By Henrik Thiil Nielsen, 2018-06-16. Revised by Henrik Thiil Nielsen, 2018-10-18.

Record

14 Sep. 1757:]
Q. from Price. What day was this, or what time of the day ?

Bell. To the best of my knowledge it was between ten and twelve. I do not know the day of the month. We went to a publick house near the edge of the town, I think it was the Robin Hood in Holbourn, just by Little Queen street. We found some half crowns, some shillings, some halfpence, and a silver groat. I can't be positive to the sum, because those that took the money out of the prosecutor's pocket, sunk some of it; we had each of us about half a crown.
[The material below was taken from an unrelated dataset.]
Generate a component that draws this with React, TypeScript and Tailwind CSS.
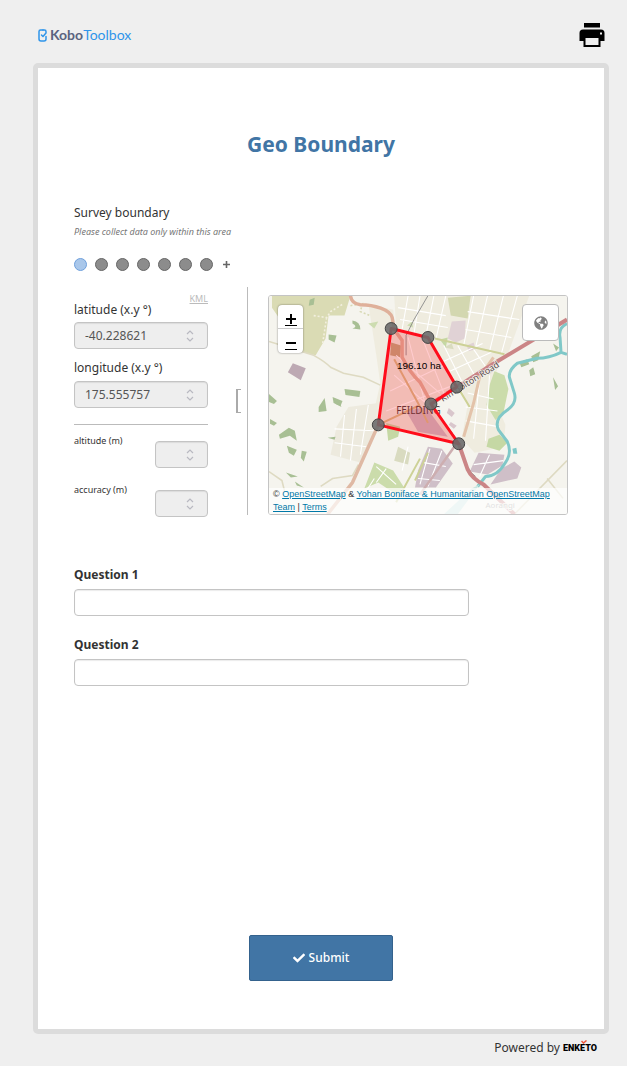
import React from 'react'
import { FaCheck, FaGlobeAmericas } from 'react-icons/fa'

const points = [
  [123, 33],
  [160, 42],
  [189, 92],
  [163, 109],
  [191, 149],
  [110, 130],
]

const Logo = () => {
  return (
    <a href="#" className="flex items-center gap-[3px] font-['Lato',sans-serif] text-[14px] leading-5">
      <svg viewBox="0 0 9 13" className="w-[9px] h-[13px]" fill="none" stroke="#2f95ea" strokeWidth="1.5" strokeLinecap="round" strokeLinejoin="round">
        <path d="M5 1H2.500Q1 1 1 2.500V10Q1 12 3 12H6Q8 12 8 10V7.500" />
        <path d="M5 1H6.500Q8 1 8 2.500V4L5 7.500L3.500 6" />
      </svg>
      <span>
        <span className="font-bold text-[#5a6380]">Kobo</span>
        <span className="text-[#2f95ea]">Toolbox</span>
      </span>
    </a>
  )
}

const Header = () => {
  return (
    <header className="flex items-center justify-between h-[63px] pl-[5px] pr-1 pt-[7px]">
      <Logo />
      <button type="button" aria-label="Print" className="w-[26px] h-[24px]">
        <svg viewBox="0 0 26 24" className="w-full h-full" fill="#000">
          <rect x="5" y="0" width="16" height="4.5" />
          <path fillRule="evenodd" d="M4 6.5H22Q25.5 6.5 25.5 10V18H21.5V24H4.500V18H0.500V10Q0.500 6.500 4 6.500ZM6.500 15V22H19.500V15ZM21 9.500V11.500H23V9.500Z" />
        </svg>
      </button>
    </header>
  )
}

const inputStyle =
  'block w-full h-[27px] rounded border border-[#c4c4c4] shadow-[inset_0_1px_1px_rgba(0,0,0,0.08)] outline-none'

const NumberInput = ({ id, value }: { id: string; value?: string }) => {
  return (
    <div className="relative w-full">
      <input
        id={id}
        type="number"
        readOnly
        defaultValue={value}
        className={inputStyle + ' bg-[#eeeeee] pl-[10px] pr-6 text-[12px] text-[#555] [appearance:textfield] [&::-webkit-inner-spin-button]:appearance-none'}
      />
      <svg viewBox="0 0 8 12" className="absolute right-[14px] top-2 w-2 h-3" fill="none" stroke="#b9b9c1" strokeWidth="1.2">
        <path d="M1 4L4 1L7 4M1 8L4 11L7 8" />
      </svg>
    </div>
  )
}

const GeoPoints = () => {
  return (
    <div className="flex items-center mt-[18px] h-[14px] gap-2">
      {points.concat([points[0]]).map((_, i) => (
        <button
          key={i}
          type="button"
          aria-label={'Point ' + (i + 1)}
          className={
            'w-[13px] h-[13px] rounded-full border ' +
            (i === 0 ? 'bg-[#a9c7ea] border-[#6fa0dc]' : 'bg-[#8c8c8c] border-[#666]')
          }
        />
      ))}
      <button type="button" aria-label="Add point" className="ml-0.5 w-[7px] h-[7px]">
        <svg viewBox="0 0 7 7" className="w-full h-full" stroke="#666" strokeWidth="1.6">
          <path d="M3.5 0V7M0 3.5H7" />
        </svg>
      </button>
    </div>
  )
}

const MapTiles = () => {
  return (
    <svg viewBox="0 0 300 220" preserveAspectRatio="xMidYMid slice" className="block w-full h-full" fill="none">
      <rect width="300" height="220" fill="#f5f4ee" />

      {/* built up areas */}
      <path fill="#efecdf" d="M100 8L125 14L128 40L116 90L111 126L104 124L112 88L108 60Z" />
      <path fill="#efecdf" d="M126 0H262L240 60L190 92L160 42L128 32Z" />
      <path fill="#efecdf" d="M193 92L232 62L225 100L238 130L236 152L207 158L194 144L200 110Z" />
      <path fill="#edeade" d="M80 112L110 108L104 142L92 168L62 160L68 132Z" />
      <path fill="#efecdf" d="M118 34L160 42L189 92L163 109L191 149L110 130Z" />

      {/* parks and farmland */}
      <path fill="#dadbb4" d="M3 0H82L76 20H60L57 43L47 60L34 57L3 12Z" />
      <path fill="#d3d7b0" d="M180 2L203 0L200 23L183 20Z" />
      <path fill="#cbdcab" d="M227 76L237 80L241 94L236 118L228 125L219 110L222 90Z" />
      <path fill="#cbdcab" d="M106 168L125 176L136 193L128 200L110 188L96 194Z" />
      <path fill="#c5d8a4" d="M118 128L132 132L130 142L120 146Z M172 44L180 42L178 52Z M221 144L232 140L240 148L232 156L219 152Z" />
      <path fill="#d9dbc0" d="M130 152L142 158L140 170L126 166Z M176 52L184 48L186 54Z" />
      <g fill="#a8bf94">
        <path d="M41 4L46 2L45 9L40 10Z" />
        <path d="M84 25Q92 26 92 34L84 33Q90 31 84 28Z" />
        <path d="M60 39L68 40L66 47L60 44Z" />
        <path d="M76 94L92 96L91 102L77 100Z" />
        <path d="M64 102L74 106L72 111L65 108Z" />
        <path d="M50 112L56 103L58 116L50 117Z M66 103L71 108L73 112L67 109Z" />
        <path d="M0 99L8 106L5 109L0 107Z M1 124L8 128L5 131L1 129Z" />
        <path d="M10 140L20 133L26 136L28 146L21 141L11 144Z" />
        <path d="M18 151L28 155L25 161L20 158Z M33 156L38 157L35 167L32 163Z" />
        <path d="M17 178L29 182L22 183Z M26 187L35 193L28 191Z M59 143L67 142L66 145Z" />
        <path d="M100 28L110 26L106 33Z M139 30L144 26L145 32Z" fill="#cddcb0" />
        <path d="M252 67L260 64L262 69L254 72Z M264 61L273 56L271 65L266 67Z M262 75L266 72L268 79L263 81Z M286 48L292 52L289 56Z M286 82L291 91L288 95Z" />
      </g>

      {/* industrial */}
      <g fill="#bda9b3">
        <path d="M24 68L37 73L32 85L19 77Z" />
        <path fill="#e0d2d5" d="M184 26L198 25L197 43L188 47L180 43Z M199 50L206 47L208 54L201 56Z M214 74L222 70L224 78L215 80Z" />
        <path fill="#d9c6cc" d="M181 113L187 118L184 122L179 118Z M183 127L189 131L186 134L181 130Z" />
        <path fill="#cfbfc8" d="M160 152L174 154L185 169L168 193L147 193L150 176Z" />
        <path fill="#cfbfc8" d="M202 177L211 158L237 160L235 171L220 180Z" />
        <path fill="#cfbfc8" d="M223 190L234 174L247 167L254 173L250 184L236 187Z" />
        <path fill="#cdbac4" d="M138 116L158 112L180 142L150 137Z" />
      </g>
      <path fill="#c2a77e" d="M123 47L133 50L132 62L122 60Z" />

      {/* streets */}
      <g stroke="#fff" strokeWidth="1.1">
        <path d="M130 12L178 20M132 24L180 32M140 0L134 34M152 0L146 38M166 0L158 40M178 0L168 44M206 0L196 50M220 0L208 52M236 0L222 56M250 0L234 58M200 16L252 24M198 34L244 42" />
        <path d="M176 66L215 48M182 76L226 56M176 50L196 90M190 50L208 82M206 54L220 74M200 98L226 104M198 112L230 116M198 126L232 132M212 84L206 144M222 80L218 146" />
        <path d="M66 134L106 136M66 148L98 152M76 120L72 162M88 114L82 166M100 110L92 160" />
        <path d="M128 60L172 98M126 80L160 110M122 96L176 70M118 116L186 90M140 42L158 112M154 42L176 98" />
        <path d="M156 168L178 172M162 154L152 190M174 156L160 192M206 170L236 166M222 160L212 182M150 184L172 186" />
        <path d="M108 172L128 190M118 174L108 188M140 152L134 176M106 184L92 206" />
      </g>
      <path stroke="#f2efdf" strokeWidth="1.6" strokeDasharray="2 2" d="M45 20L58 22L62 16L75 8M58 22L54 48" />
      <path stroke="#d8d9b4" strokeWidth="1.6" strokeDasharray="2 2" d="M82 10L94 8L92 16L102 20" />
      <path stroke="#dedac2" strokeWidth="1.6" d="M0 46L45 60Q56 66 62 72L75 78L95 82L112 90M0 177L13 186L16 198M52 192L64 184L84 181L90 170M300 166L247 220M280 184L296 204" />
      <path stroke="#cdd196" strokeWidth="2" d="M167 43L237 59M190 92L202 112M147 186L160 158M152 164L128 208" />
      <path stroke="#d9bb86" strokeWidth="2" d="M110 130L152 110M126 64L150 108L160 128" />
      <path stroke="#e3c3aa" strokeWidth="3" d="M226 62L212 82L206 108L196 142" />
      <path stroke="#dfb9a4" strokeWidth="3.500" d="M110 130L84 188L59 220" />
      <path stroke="#dfb09a" strokeWidth="3.500" d="M82 0Q83 8 92 9C106 9 122 14 124 22L126 34L134 45V62Q142 78 152 87L164 109" />
      <path stroke="#cdaeb0" strokeWidth="2.500" d="M188 150L152 200" />
      <path stroke="#888" strokeWidth="0.9" d="M160 0L146 24L138 40V60M163 109L193 150Q198 176 208 182" />

      {/* river */}
      <path stroke="#80c8c8" strokeWidth="3" strokeLinejoin="round" d="M300 28Q291 32 293 42L294 57L300 59M294 57Q282 63 270 63L250 68Q241 75 242 82L247 98Q250 108 240 115Q226 124 231 135L240 147Q245 158 238 168Q230 182 218 182L210 192" />
      <path fill="#c8e5df" d="M212 190L204 194L176 220H190Z" />
      <path fill="#80c8c8" d="M245 154L249 153L250 159L246 159Z" />

      {/* main road */}
      <path stroke="#cb8586" strokeWidth="4" d="M300 24L230 66L189 92L163 109M191 149L200 175Q204 184 216 190L247 220" />

      <g fontFamily="'Noto Sans', sans-serif" fill="#5c4a4a" stroke="#f5f4ee" strokeWidth="1.5" paintOrder="stroke">
        <text x="175" y="107" fontSize="9" transform="rotate(-32 175 107)">Kimbolton Road</text>
        <text x="218" y="214" fontSize="8" fill="#999">Aorangi</text>
      </g>
      <text x="128" y="119" fontSize="10" fontFamily="'Noto Sans', sans-serif" fill="#4a3c3c">FEILDING</text>

      {/* surveyed area */}
      <polygon points={points.map((p) => p.join(',')).join(' ')} fill="#ff1020" fillOpacity="0.22" stroke="#ff0d1b" strokeWidth="3" strokeLinejoin="round" />
      {points.map(([x, y]) => (
        <circle key={x} cx={x} cy={y} r="6" fill="#6b6b6b" fillOpacity="0.9" stroke="#444" />
      ))}
      <text x="151" y="74" fontSize="10" textAnchor="middle" fontFamily="'Liberation Sans', sans-serif" fill="#000">196.10 ha</text>
    </svg>
  )
}

const linkStyle = 'text-[#0078a8] underline'

const GeoMap = () => {
  return (
    <div className="relative flex-1 mt-2 ml-5 h-[220px] rounded-[3px] border border-[#c4c4c4] overflow-hidden">
      <MapTiles />
      <div className="absolute left-[9px] top-[9px] w-[25px] rounded-sm bg-white shadow-[0_0_2px_rgba(0,0,0,0.5)] text-black">
        <button type="button" aria-label="Zoom in" className="flex items-center justify-center w-full h-6 border-b border-[#ccc]">
          <svg viewBox="0 0 12 14" className="w-3 h-[14px] mt-1.5" stroke="#000">
            <path strokeWidth="2" d="M6 1V11M1 6H11" />
            <path strokeWidth="1" d="M0 12.500H12" />
          </svg>
        </button>
        <button type="button" aria-label="Zoom out" className="flex items-center justify-center w-full h-6">
          <svg viewBox="0 0 12 14" className="w-3 h-[14px] mt-1.5" stroke="#000">
            <path strokeWidth="2" d="M1 6H11" />
            <path strokeWidth="1" d="M0 12.500H12" />
          </svg>
        </button>
      </div>
      <button type="button" aria-label="Layers" className="absolute right-2 top-2 flex items-center justify-center w-[37px] h-[37px] rounded border border-[#bbb] bg-white text-[#808080]">
        <FaGlobeAmericas size={14} />
      </button>
      <div className="absolute left-0 right-0 bottom-0 pl-1 bg-white/70 font-['Liberation_Sans',sans-serif] text-[9px] leading-[13px] text-[#333]">
        © <a href="#" className={linkStyle}>OpenStreetMap</a> &amp;{' '}
        <a href="#" className={linkStyle}>Yohan Boniface &amp; Humanitarian OpenStreetMap Team</a> |{' '}
        <a href="#" className={linkStyle}>Terms</a>
      </div>
    </div>
  )
}

const GeoWidget = () => {
  return (
    <div className="flex mt-4">
      <div className="w-[134px] pt-[6px]">
        <div className="flex justify-between h-[26px]">
          <label htmlFor="lat" className="self-end leading-[18px]">latitude (x.y °)</label>
          <a href="#" className="self-start text-[9px] leading-3 text-[#bbb] underline">KML</a>
        </div>
        <div className="mt-[3px]">
          <NumberInput id="lat" value="-40.228621" />
        </div>
        <label htmlFor="long" className="block mt-[10px] mb-1 leading-[18px]">longitude (x.y °)</label>
        <NumberInput id="long" value="175.555757" />
        <hr className="mt-4 border-[#bbb]" />
        <div className="flex justify-between mt-[9px]">
          <label htmlFor="alt" className="text-[9px] leading-[14px]">altitude (m)</label>
          <div className="w-[53px] mt-[7px]">
            <NumberInput id="alt" />
          </div>
        </div>
        <div className="flex justify-between mt-[15px]">
          <label htmlFor="acc" className="text-[9px] leading-[14px]">accuracy (m)</label>
          <div className="w-[53px] mt-[7px]">
            <NumberInput id="acc" />
          </div>
        </div>
      </div>
      <div className="flex items-center justify-end w-10 mb-0.5 pr-[6px] border-r border-[#bbb]">
        <button type="button" aria-label="Hide map" className="w-[5px] h-6 border-l-2 border-y border-[#aaa]" />
      </div>
      <GeoMap />
    </div>
  )
}

const Question = ({ id, label }: { id: string; label: string }) => {
  return (
    <div>
      <label htmlFor={id} className="block mb-[5px] leading-[18px] font-bold">{label}</label>
      <div className="w-4/5">
        <input id={id} type="text" className={inputStyle + ' bg-white px-2'} />
      </div>
    </div>
  )
}

const App = () => {
  return (
    <div className="min-h-screen bg-[#efefef] pl-[33px] pr-[18px] pb-2 font-['Noto_Sans',sans-serif] text-[12px] text-[#333]">
      <Header />
      <form className="px-9 pt-16 pb-12 bg-white border-5 border-[#dcdcdc] rounded-[5px]">
        <h1 className="text-center text-[21px] leading-6 font-bold text-[#4175a5]">Geo Boundary</h1>
        <div className="mt-12 leading-[18px]">Survey boundary</div>
        <div className="mt-[3px] text-[9px] leading-[14px] italic text-[#777]">Please collect data only within this area</div>
        <GeoPoints />
        <GeoWidget />
        <div className="flex flex-col gap-5 mt-[49px]">
          <Question id="q1" label="Question 1" />
          <Question id="q2" label="Question 2" />
        </div>
        <button type="button" className="flex items-center justify-center gap-1 w-36 h-[46px] mx-auto mt-[249px] rounded-xs border border-[#34628d] bg-[#4175a5] font-medium text-white">
          <FaCheck size={12} />
          Submit
        </button>
      </form>
      <footer className="flex items-center justify-end gap-[3px] pt-1 pr-3 leading-5">
        <span>Powered by</span>
        <a href="#" className="relative font-['Roboto',sans-serif] text-[9px] font-black text-black">
          ENKETO
          <svg viewBox="0 0 6 4" className="absolute left-[18px] top-[2px] w-[6px] h-1" fill="none" stroke="#f0563a" strokeWidth="1.5">
            <path d="M0.500 1L2.500 3L5.500 0.500" />
          </svg>
        </a>
      </footer>
    </div>
  )
}

export default App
Then we went to our lodgings. I then lodg'd in Bolton-street, at a coach-maker's.[1]

Source notes

IRHB has silently regularized the use of spaces before punctuation marks in the quotation and corrected the HTML text at Proceedings of the Old Bailey from the PDF of the original printed edition.

IRHB comments

There were (at least) three public houses named the Robin Hood in Holborn: one in Leather Lane, the other in the now lost Robin Hood Court, and that at 281 High Holborn. We seem to be concerned with the last of these in the above passage. Lockie in his Topography of London (editions of 1810 and 1813) lists no less than 32 streets in London named Queen Street, Little or Great Queen Street etc.,[2] but only the surviving Great and the lost Little Queen Street near Lincolns' Inn Fields can be said to be close to one of the Robin Hoods in Holborn: that at 281 High Holborn. However, these Queen Streets were about 400 m west of the pub, so "just by Little Queen street" seems a little odd, but perhaps Mr Bell was confusing this pub with another clsoer to Great or Little Queen Street? After all he only says he thinks this was the pub where he and his fellow culprits met. The full case summary mentions both Great and Little Queen Street several times and Holborn once, so the identity of these streets is not in doubt. If Mr Bell was not just being imprecise, could there have been a fourth Robin Hood pub in Holborn? Or perhaps that later found at 281 High Holborn was then located a little further west? Perhaps the numbering of the houses changed considerably at one point?